_MATERIAL PROVIDED_
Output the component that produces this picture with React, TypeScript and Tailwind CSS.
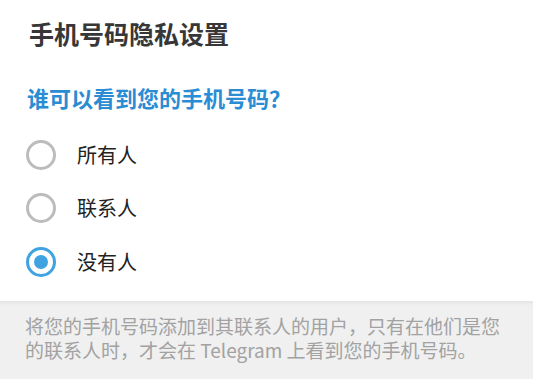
import { useState } from 'react'

const options = ['所有人', '联系人', '没有人']

const Radio = ({ checked }: { checked: boolean }) =>
  checked ? (
    <span className="flex h-[30px] w-[30px] shrink-0 items-center justify-center rounded-full border-[3px] border-[#3fa3e2]">
      <span className="h-[14px] w-[14px] rounded-full bg-[#3fa3e2]" />
    </span>
  ) : (
    <span className="h-[30px] w-[30px] shrink-0 rounded-full border-[3px] border-[#bcbcbc]" />
  )

export default function App() {
  const [selected, setSelected] = useState(2)

  return (
    <div
      className="h-[379px] w-[533px] overflow-hidden bg-white"
      style={{ fontFamily: '"Noto Sans CJK SC", "Noto Sans", sans-serif' }}
    >
      <h1 className="px-[29px] pt-[17px] text-[25px] font-bold leading-[32px] text-[#373737]">
        手机号码隐私设置
      </h1>

      <h2 className="mt-[33px] px-[27px] text-[22px] font-bold leading-[30px] text-[#2a8dd3]">
        谁可以看到您的手机号码？
      </h2>

      <div className="mt-[16px]">
        {options.map((label, i) => (
          <div
            key={label}
            onClick={() => setSelected(i)}
            className="flex h-[53.5px] cursor-pointer items-center gap-[21px] px-[26px]"
          >
            <Radio checked={selected === i} />
            <span className="text-[20px] leading-[28px] text-[#222222]">{label}</span>
          </div>
        ))}
      </div>

      <div className="mt-[12px] h-[120px] bg-[#f0f0f0] px-[25px] pt-[13px] shadow-[inset_0_4px_4px_-3px_rgba(0,0,0,0.08)]">
        <p className="text-[19px] leading-[24px] text-[#a2a2a2]">
          将您的手机号码添加到其联系人的用户，只有在他们是您的联系人时，才会在 Telegram 上看到您的手机号码。
        </p>
      </div>
    </div>
  )
}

_WHAT YOU WILL DO_
All the lines above are to be given again exactly as they read, with the pictures removed.

_ANSWER FOR THE TASK_
Output the component that produces this picture with React, TypeScript and Tailwind CSS.
import { useState } from 'react'

const options = ['所有人', '联系人', '没有人']

const Radio = ({ checked }: { checked: boolean }) =>
  checked ? (
    <span className="flex h-[30px] w-[30px] shrink-0 items-center justify-center rounded-full border-[3px] border-[#3fa3e2]">
      <span className="h-[14px] w-[14px] rounded-full bg-[#3fa3e2]" />
    </span>
  ) : (
    <span className="h-[30px] w-[30px] shrink-0 rounded-full border-[3px] border-[#bcbcbc]" />
  )

export default function App() {
  const [selected, setSelected] = useState(2)

  return (
    <div
      className="h-[379px] w-[533px] overflow-hidden bg-white"
      style={{ fontFamily: '"Noto Sans CJK SC", "Noto Sans", sans-serif' }}
    >
      <h1 className="px-[29px] pt-[17px] text-[25px] font-bold leading-[32px] text-[#373737]">
        手机号码隐私设置
      </h1>

      <h2 className="mt-[33px] px-[27px] text-[22px] font-bold leading-[30px] text-[#2a8dd3]">
        谁可以看到您的手机号码？
      </h2>

      <div className="mt-[16px]">
        {options.map((label, i) => (
          <div
            key={label}
            onClick={() => setSelected(i)}
            className="flex h-[53.5px] cursor-pointer items-center gap-[21px] px-[26px]"
          >
            <Radio checked={selected === i} />
            <span className="text-[20px] leading-[28px] text-[#222222]">{label}</span>
          </div>
        ))}
      </div>

      <div className="mt-[12px] h-[120px] bg-[#f0f0f0] px-[25px] pt-[13px] shadow-[inset_0_4px_4px_-3px_rgba(0,0,0,0.08)]">
        <p className="text-[19px] leading-[24px] text-[#a2a2a2]">
          将您的手机号码添加到其联系人的用户，只有在他们是您的联系人时，才会在 Telegram 上看到您的手机号码。
        </p>
      </div>
    </div>
  )
}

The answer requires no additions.